In other words, if you specify "user-agent" headers be registered to key "foo", it
will still also be registered to alias.host (or alias.ip / alias.ipv6 if appropriate).
Syntax is,
["header"] = "key",
Where,
"header" is the desired HTTP header in lowercase. Do not included spaces, colons, etc.
"key" is the desired meta key with which to register the value of that header
Key names must be 16 characters or less, and consist only of alphanumeric, dots, and
hyphens. Keys specified that do not meet these requirements will be modified in order
to conform.
Keys listed here are registered as format="Text". Don't use keys indexed in other formats.
--]=]
return {
--["origin"] = "referer",
}
end
2018-05-17 04:07 PM
Yep. I had an older version of http_lua_options.lua.
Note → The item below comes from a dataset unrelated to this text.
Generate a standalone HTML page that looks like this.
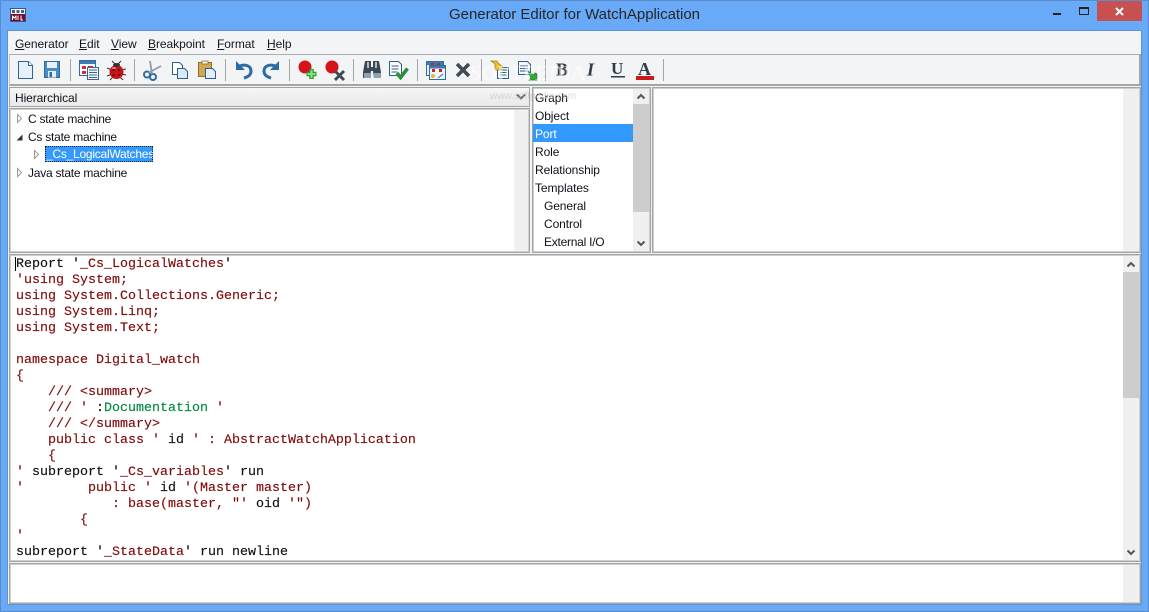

Thanks for the reply.
/Dion
2018-05-24 01:18 PM
I must be doing something wrong.
Any help would be greatly appreciated!
2018-05-24 02:03 PM
Chris Ahearns parser writes to the key :"url", not "url.custom" (unless you changed it) . If you explicitly set the http_lua_options file to "true" for both "register components" and "register url", again it will be written to the "url" meta key. There is no need to add the entry to the index-decoder-custom.xml, as ANY newly registered keys are automatically created, only if you need to explicitly change the "format" to something other than "Text" for a custom key, would you need to add it. check and see if you are registering "url" meta already.